TASK PROMPT
Write out the material again exactly, please, and omit the pictures.

DATASET EXTRACT
>> start

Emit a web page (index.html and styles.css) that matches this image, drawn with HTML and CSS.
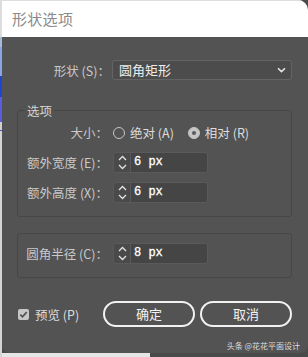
FILE: index.html
```html
<!DOCTYPE html>
<html lang="zh">
<head>
<meta charset="utf-8">
<link rel="stylesheet" href="styles.css">
</head>
<body>
<div class="dialog">
  <div class="titlebar">形状选项</div>
  <div class="content">
    <div class="row top-row">
      <span class="label">形状 (S)：</span>
      <div class="select">
        <span>圆角矩形</span>
        <svg class="chev" width="9" height="6" viewBox="0 0 9 6"><path d="M1 1.2 L4.5 4.6 L8 1.2" fill="none" stroke="#e8e8e8" stroke-width="1.5"/></svg>
      </div>
    </div>

    <div class="group g1">
      <span class="legend">选项</span>
      <div class="row">
        <span class="label">大小：</span>
        <span class="radio"></span><span class="opt">绝对 (A)</span>
        <span class="radio on"></span><span class="opt">相对 (R)</span>
      </div>
      <div class="row">
        <span class="label">额外宽度 (E)：</span>
        <div class="field">
          <div class="spin"><svg width="11" height="17" viewBox="0 0 11 17"><path d="M2 6 L5.5 2.5 L9 6 M2 11 L5.5 14.5 L9 11" fill="none" stroke="#e4e4e4" stroke-width="1.3"/></svg></div>
          <div class="val">6 px</div>
        </div>
      </div>
      <div class="row">
        <span class="label">额外高度 (X)：</span>
        <div class="field">
          <div class="spin"><svg width="11" height="17" viewBox="0 0 11 17"><path d="M2 6 L5.5 2.5 L9 6 M2 11 L5.5 14.5 L9 11" fill="none" stroke="#e4e4e4" stroke-width="1.3"/></svg></div>
          <div class="val">6 px</div>
        </div>
      </div>
    </div>

    <div class="group g2">
      <div class="row">
        <span class="label">圆角半径 (C)：</span>
        <div class="field">
          <div class="spin"><svg width="11" height="17" viewBox="0 0 11 17"><path d="M2 6 L5.5 2.5 L9 6 M2 11 L5.5 14.5 L9 11" fill="none" stroke="#e4e4e4" stroke-width="1.3"/></svg></div>
          <div class="val">8 px</div>
        </div>
      </div>
    </div>

    <div class="footer">
      <span class="check"><svg width="11" height="11" viewBox="0 0 11 11"><path d="M2.3 5.6 L4.5 7.8 L8.7 3.2" fill="none" stroke="#555" stroke-width="1.8"/></svg></span>
      <span class="opt preview">预览 (P)</span>
      <button class="btn ok">确定</button>
      <button class="btn">取消</button>
    </div>
    <div class="watermark">头条 @花花平面设计</div>
  </div>
</div>
</body>
</html>
```

FILE: styles.css
```css
* { box-sizing: border-box; }
html, body { margin: 0; padding: 0; }
body {
  width: 308px;
  height: 357px;
  overflow: hidden;
  font-family: "Noto Sans CJK SC", "Noto Sans", sans-serif;
  background:
    linear-gradient(to bottom, #dcdcdc 0 37px, #a8b8d8 37px 47px, #8aa4e4 47px 76px, #2244cc 76px 97px, #5c5ce0 97px 122px, #cfcfcf 122px 130px, #3a5ad0 130px 131px, #d4d4d4 131px) left top / 2px 100% no-repeat,
    linear-gradient(#e6e6e6, #e6e6e6) left bottom / 150px 4px no-repeat,
    #4a4a4a;
}
.dialog {
  margin-left: 2px;
  width: 306px;
  height: 353px;
  background: #535353;
  border-radius: 0 10px 8px 8px;
  overflow: hidden;
}
.titlebar {
  height: 37px;
  background: #fff;
  border-top: 1px solid #dedede;
  color: #8a8a8a;
  font-size: 15px;
  line-height: 36px;
  padding-left: 10px;
  letter-spacing: 0.3px;
}
.content {
  padding: 23px 16px 0 15px;
}
.row {
  display: flex;
  align-items: center;
  height: 21px;
}
.label {
  flex: none;
  text-align: right;
  color: #c9c9c9;
  font-size: 12.5px;
  line-height: 21px;
  white-space: nowrap;
}
.top-row { height: 20px; }
.top-row .label { width: 93px; margin-right: 2px; }
.select {
  flex: 1;
  height: 20px;
  background: #4c4c4c;
  border: 1px solid #646464;
  border-radius: 3px;
  display: flex;
  align-items: center;
  justify-content: space-between;
  padding: 0 4px 0 6px;
  color: #ececec;
  font-size: 13px;
  line-height: 18px;
}
.chev { margin-right: 1px; }
.group {
  position: relative;
  border: 1px solid #474747;
  border-radius: 3px;
  display: flex;
  flex-direction: column;
  gap: 9px;
}
.g1 { margin-top: 30px; padding: 11px 0 13px; }
.g2 { margin-top: 16px; padding: 9px 0 13px; }
.legend {
  position: absolute;
  top: -9px;
  left: 7px;
  padding: 0 2px;
  background: #535353;
  color: #d4d4d4;
  font-size: 12.5px;
  line-height: 17px;
}
.group .label { width: 90px; margin-right: 5px; }
.radio {
  flex: none;
  width: 12px;
  height: 12px;
  border: 1.5px solid #c6c6c6;
  border-radius: 50%;
  margin-right: 5px;
}
.radio.on {
  margin-left: 14px;
  background: #c6c6c6;
  display: flex;
  align-items: center;
  justify-content: center;
}
.radio.on::after {
  content: "";
  width: 4px;
  height: 4px;
  border-radius: 50%;
  background: #5a5a5a;
}
.opt {
  color: #dcdcdc;
  font-size: 12.5px;
  line-height: 21px;
  white-space: nowrap;
}
.field {
  display: flex;
  width: 95px;
  height: 21px;
  border: 1px solid #5a5a5a;
  border-radius: 3px;
  overflow: hidden;
}
.spin {
  width: 17px;
  flex: none;
  background: #4a4a4a;
  border-right: 1px solid #5a5a5a;
  display: flex;
  align-items: center;
  justify-content: center;
}
.val {
  flex: 1;
  background: #454545;
  color: #ffffff;
  font-family: "Liberation Mono", monospace;
  font-size: 12px;
  line-height: 19px;
  padding-left: 3px;
  -webkit-text-stroke: 0.3px #ffffff;
}
.footer {
  display: flex;
  align-items: center;
  margin-top: 23px;
  height: 26px;
  padding-left: 1px;
}
.check {
  width: 11px;
  height: 11px;
  background: #c8c8c8;
  border-radius: 2px;
  display: flex;
  margin-right: 6px;
}
.preview { flex: none; }
.btn {
  width: 92px;
  height: 26px;
  border: 2px solid #f2f2f2;
  border-radius: 13px;
  background: transparent;
  color: #f2f2f2;
  font-family: "Noto Sans CJK SC", sans-serif;
  font-size: 13px;
  line-height: 20px;
  padding: 0;
}
.ok { margin-left: auto; margin-right: 5px; }
.watermark {
  text-align: right;
  margin-top: 14px;
  margin-right: -8px;
  color: #dedede;
  font-size: 8px;
  line-height: 10px;
  white-space: nowrap;
}
```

>> end

EXERCISE ANSWER
Emit a web page (index.html and styles.css) that matches this image, drawn with HTML and CSS.
FILE: index.html
```html
<!DOCTYPE html>
<html lang="zh">
<head>
<meta charset="utf-8">
<link rel="stylesheet" href="styles.css">
</head>
<body>
<div class="dialog">
  <div class="titlebar">形状选项</div>
  <div class="content">
    <div class="row top-row">
      <span class="label">形状 (S)：</span>
      <div class="select">
        <span>圆角矩形</span>
        <svg class="chev" width="9" height="6" viewBox="0 0 9 6"><path d="M1 1.2 L4.5 4.6 L8 1.2" fill="none" stroke="#e8e8e8" stroke-width="1.5"/></svg>
      </div>
    </div>

    <div class="group g1">
      <span class="legend">选项</span>
      <div class="row">
        <span class="label">大小：</span>
        <span class="radio"></span><span class="opt">绝对 (A)</span>
        <span class="radio on"></span><span class="opt">相对 (R)</span>
      </div>
      <div class="row">
        <span class="label">额外宽度 (E)：</span>
        <div class="field">
          <div class="spin"><svg width="11" height="17" viewBox="0 0 11 17"><path d="M2 6 L5.5 2.5 L9 6 M2 11 L5.5 14.5 L9 11" fill="none" stroke="#e4e4e4" stroke-width="1.3"/></svg></div>
          <div class="val">6 px</div>
        </div>
      </div>
      <div class="row">
        <span class="label">额外高度 (X)：</span>
        <div class="field">
          <div class="spin"><svg width="11" height="17" viewBox="0 0 11 17"><path d="M2 6 L5.5 2.5 L9 6 M2 11 L5.5 14.5 L9 11" fill="none" stroke="#e4e4e4" stroke-width="1.3"/></svg></div>
          <div class="val">6 px</div>
        </div>
      </div>
    </div>

    <div class="group g2">
      <div class="row">
        <span class="label">圆角半径 (C)：</span>
        <div class="field">
          <div class="spin"><svg width="11" height="17" viewBox="0 0 11 17"><path d="M2 6 L5.5 2.5 L9 6 M2 11 L5.5 14.5 L9 11" fill="none" stroke="#e4e4e4" stroke-width="1.3"/></svg></div>
          <div class="val">8 px</div>
        </div>
      </div>
    </div>

    <div class="footer">
      <span class="check"><svg width="11" height="11" viewBox="0 0 11 11"><path d="M2.3 5.6 L4.5 7.8 L8.7 3.2" fill="none" stroke="#555" stroke-width="1.8"/></svg></span>
      <span class="opt preview">预览 (P)</span>
      <button class="btn ok">确定</button>
      <button class="btn">取消</button>
    </div>
    <div class="watermark">头条 @花花平面设计</div>
  </div>
</div>
</body>
</html>
```

FILE: styles.css
```css
* { box-sizing: border-box; }
html, body { margin: 0; padding: 0; }
body {
  width: 308px;
  height: 357px;
  overflow: hidden;
  font-family: "Noto Sans CJK SC", "Noto Sans", sans-serif;
  background:
    linear-gradient(to bottom, #dcdcdc 0 37px, #a8b8d8 37px 47px, #8aa4e4 47px 76px, #2244cc 76px 97px, #5c5ce0 97px 122px, #cfcfcf 122px 130px, #3a5ad0 130px 131px, #d4d4d4 131px) left top / 2px 100% no-repeat,
    linear-gradient(#e6e6e6, #e6e6e6) left bottom / 150px 4px no-repeat,
    #4a4a4a;
}
.dialog {
  margin-left: 2px;
  width: 306px;
  height: 353px;
  background: #535353;
  border-radius: 0 10px 8px 8px;
  overflow: hidden;
}
.titlebar {
  height: 37px;
  background: #fff;
  border-top: 1px solid #dedede;
  color: #8a8a8a;
  font-size: 15px;
  line-height: 36px;
  padding-left: 10px;
  letter-spacing: 0.3px;
}
.content {
  padding: 23px 16px 0 15px;
}
.row {
  display: flex;
  align-items: center;
  height: 21px;
}
.label {
  flex: none;
  text-align: right;
  color: #c9c9c9;
  font-size: 12.5px;
  line-height: 21px;
  white-space: nowrap;
}
.top-row { height: 20px; }
.top-row .label { width: 93px; margin-right: 2px; }
.select {
  flex: 1;
  height: 20px;
  background: #4c4c4c;
  border: 1px solid #646464;
  border-radius: 3px;
  display: flex;
  align-items: center;
  justify-content: space-between;
  padding: 0 4px 0 6px;
  color: #ececec;
  font-size: 13px;
  line-height: 18px;
}
.chev { margin-right: 1px; }
.group {
  position: relative;
  border: 1px solid #474747;
  border-radius: 3px;
  display: flex;
  flex-direction: column;
  gap: 9px;
}
.g1 { margin-top: 30px; padding: 11px 0 13px; }
.g2 { margin-top: 16px; padding: 9px 0 13px; }
.legend {
  position: absolute;
  top: -9px;
  left: 7px;
  padding: 0 2px;
  background: #535353;
  color: #d4d4d4;
  font-size: 12.5px;
  line-height: 17px;
}
.group .label { width: 90px; margin-right: 5px; }
.radio {
  flex: none;
  width: 12px;
  height: 12px;
  border: 1.5px solid #c6c6c6;
  border-radius: 50%;
  margin-right: 5px;
}
.radio.on {
  margin-left: 14px;
  background: #c6c6c6;
  display: flex;
  align-items: center;
  justify-content: center;
}
.radio.on::after {
  content: "";
  width: 4px;
  height: 4px;
  border-radius: 50%;
  background: #5a5a5a;
}
.opt {
  color: #dcdcdc;
  font-size: 12.5px;
  line-height: 21px;
  white-space: nowrap;
}
.field {
  display: flex;
  width: 95px;
  height: 21px;
  border: 1px solid #5a5a5a;
  border-radius: 3px;
  overflow: hidden;
}
.spin {
  width: 17px;
  flex: none;
  background: #4a4a4a;
  border-right: 1px solid #5a5a5a;
  display: flex;
  align-items: center;
  justify-content: center;
}
.val {
  flex: 1;
  background: #454545;
  color: #ffffff;
  font-family: "Liberation Mono", monospace;
  font-size: 12px;
  line-height: 19px;
  padding-left: 3px;
  -webkit-text-stroke: 0.3px #ffffff;
}
.footer {
  display: flex;
  align-items: center;
  margin-top: 23px;
  height: 26px;
  padding-left: 1px;
}
.check {
  width: 11px;
  height: 11px;
  background: #c8c8c8;
  border-radius: 2px;
  display: flex;
  margin-right: 6px;
}
.preview { flex: none; }
.btn {
  width: 92px;
  height: 26px;
  border: 2px solid #f2f2f2;
  border-radius: 13px;
  background: transparent;
  color: #f2f2f2;
  font-family: "Noto Sans CJK SC", sans-serif;
  font-size: 13px;
  line-height: 20px;
  padding: 0;
}
.ok { margin-left: auto; margin-right: 5px; }
.watermark {
  text-align: right;
  margin-top: 14px;
  margin-right: -8px;
  color: #dedede;
  font-size: 8px;
  line-height: 10px;
  white-space: nowrap;
}
```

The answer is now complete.